Sourd et certain

LAPLANE Vivien, Éd. Viviens Apprendre et écouter, 2019, 90 p.

Appareillé à 2 ans, oralisé à quatre, depuis son enfance ses parents ont tout misé sur son intégration. Ses treize ans d’orthophonie lui ont permis d’apprendre à parler distinctement, en articulant bien. Il porte son appareil auditif depuis 35 ans, sept jours sur sept et seize heures sur vingt-quatre. Et cela ne lui pose aucun problème. Pire, cela lui permet d’écouter le chant des oiseaux ou la mélodie d’une musique.
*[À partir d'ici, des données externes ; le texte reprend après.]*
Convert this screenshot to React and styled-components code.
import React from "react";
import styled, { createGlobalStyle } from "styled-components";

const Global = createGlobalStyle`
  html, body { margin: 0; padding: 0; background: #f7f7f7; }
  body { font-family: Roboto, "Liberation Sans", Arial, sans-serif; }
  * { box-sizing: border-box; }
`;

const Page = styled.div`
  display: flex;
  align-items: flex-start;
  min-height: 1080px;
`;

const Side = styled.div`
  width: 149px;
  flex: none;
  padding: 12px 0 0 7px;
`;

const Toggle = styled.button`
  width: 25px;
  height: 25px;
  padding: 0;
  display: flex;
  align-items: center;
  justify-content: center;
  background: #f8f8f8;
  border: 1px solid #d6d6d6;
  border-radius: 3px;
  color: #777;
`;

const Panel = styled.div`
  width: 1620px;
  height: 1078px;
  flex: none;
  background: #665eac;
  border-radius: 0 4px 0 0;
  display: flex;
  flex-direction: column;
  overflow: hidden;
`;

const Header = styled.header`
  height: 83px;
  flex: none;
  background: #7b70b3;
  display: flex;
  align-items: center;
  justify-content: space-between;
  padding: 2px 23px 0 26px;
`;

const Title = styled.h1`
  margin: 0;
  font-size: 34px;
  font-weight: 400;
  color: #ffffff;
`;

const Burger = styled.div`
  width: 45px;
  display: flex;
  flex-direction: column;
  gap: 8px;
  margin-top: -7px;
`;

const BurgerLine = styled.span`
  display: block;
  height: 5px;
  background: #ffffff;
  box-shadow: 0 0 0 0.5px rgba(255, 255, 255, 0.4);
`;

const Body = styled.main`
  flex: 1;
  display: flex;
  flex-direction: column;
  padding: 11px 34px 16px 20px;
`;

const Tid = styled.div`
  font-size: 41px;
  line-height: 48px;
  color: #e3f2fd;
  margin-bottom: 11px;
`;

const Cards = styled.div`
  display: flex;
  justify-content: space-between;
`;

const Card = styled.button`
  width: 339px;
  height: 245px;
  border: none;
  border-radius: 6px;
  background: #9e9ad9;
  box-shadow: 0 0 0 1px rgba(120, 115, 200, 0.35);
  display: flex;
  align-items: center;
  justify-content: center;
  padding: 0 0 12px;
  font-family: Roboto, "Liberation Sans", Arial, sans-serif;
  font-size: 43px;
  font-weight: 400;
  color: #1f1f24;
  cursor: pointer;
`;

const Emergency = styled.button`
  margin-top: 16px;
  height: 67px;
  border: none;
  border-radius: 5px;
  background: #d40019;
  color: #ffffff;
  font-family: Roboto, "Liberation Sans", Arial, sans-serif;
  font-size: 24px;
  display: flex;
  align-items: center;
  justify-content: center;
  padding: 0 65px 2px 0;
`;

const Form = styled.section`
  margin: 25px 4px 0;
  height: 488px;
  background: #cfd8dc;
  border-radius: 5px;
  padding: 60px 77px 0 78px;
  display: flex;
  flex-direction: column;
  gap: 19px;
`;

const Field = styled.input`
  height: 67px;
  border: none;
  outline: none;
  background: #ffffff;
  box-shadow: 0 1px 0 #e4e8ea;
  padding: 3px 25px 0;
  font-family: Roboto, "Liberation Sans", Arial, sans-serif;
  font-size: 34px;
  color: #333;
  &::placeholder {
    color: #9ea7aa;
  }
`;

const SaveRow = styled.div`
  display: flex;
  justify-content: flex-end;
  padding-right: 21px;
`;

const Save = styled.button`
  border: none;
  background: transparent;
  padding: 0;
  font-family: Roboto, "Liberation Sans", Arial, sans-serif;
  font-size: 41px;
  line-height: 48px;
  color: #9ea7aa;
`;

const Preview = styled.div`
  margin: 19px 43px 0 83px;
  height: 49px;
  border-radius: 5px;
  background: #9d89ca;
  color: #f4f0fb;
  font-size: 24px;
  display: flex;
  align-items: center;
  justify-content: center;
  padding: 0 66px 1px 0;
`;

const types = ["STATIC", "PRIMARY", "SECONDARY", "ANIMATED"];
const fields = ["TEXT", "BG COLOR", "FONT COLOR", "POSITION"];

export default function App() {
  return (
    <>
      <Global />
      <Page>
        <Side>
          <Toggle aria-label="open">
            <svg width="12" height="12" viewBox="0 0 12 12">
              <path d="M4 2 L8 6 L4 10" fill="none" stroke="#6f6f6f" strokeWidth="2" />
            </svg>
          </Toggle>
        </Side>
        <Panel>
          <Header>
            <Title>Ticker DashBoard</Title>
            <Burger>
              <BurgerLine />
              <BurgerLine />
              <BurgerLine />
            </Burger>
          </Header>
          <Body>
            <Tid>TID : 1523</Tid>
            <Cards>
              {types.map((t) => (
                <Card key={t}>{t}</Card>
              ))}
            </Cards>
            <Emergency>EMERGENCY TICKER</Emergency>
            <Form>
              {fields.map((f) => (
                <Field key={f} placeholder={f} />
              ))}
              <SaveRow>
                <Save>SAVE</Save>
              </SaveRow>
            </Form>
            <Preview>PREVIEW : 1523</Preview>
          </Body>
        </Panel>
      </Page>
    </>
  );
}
Il le coupe juste quand un enfant crie ou que quelqu’un parle fort dans son téléphone. C’est grave, docteur ? Vivien Laplane fait partie de cette majorité de sourds qui ne se sent pas appartenir à ce « peuple » regroupant ceux de ses pairs pour qui l’oralité est une malédiction et la langue des signes la seule planche de salut. Refusant d’être réduit à cette identité, il revendique, avant le statut de malentendant, d’être une personne. La communication gestuelle, il la connaît. Il l’utilise quand ses piles tombent en panne. Mais, le silence total crée chez lui un fort sentiment d’insécurité. A l’inverse, le bruit l’épuise, les efforts pour distinguer les sons ayant du sens étant énergétivore. Faisant des efforts vers le monde des entendants, il en attend autant de leur part : se positionner bien en face, dégager son visage, répéter sans hausser la voix. « Conjuguons nos différences et nos ressemblances, nous trouverons toujours un moyen de nous entendre » affirme-t-il avec humour.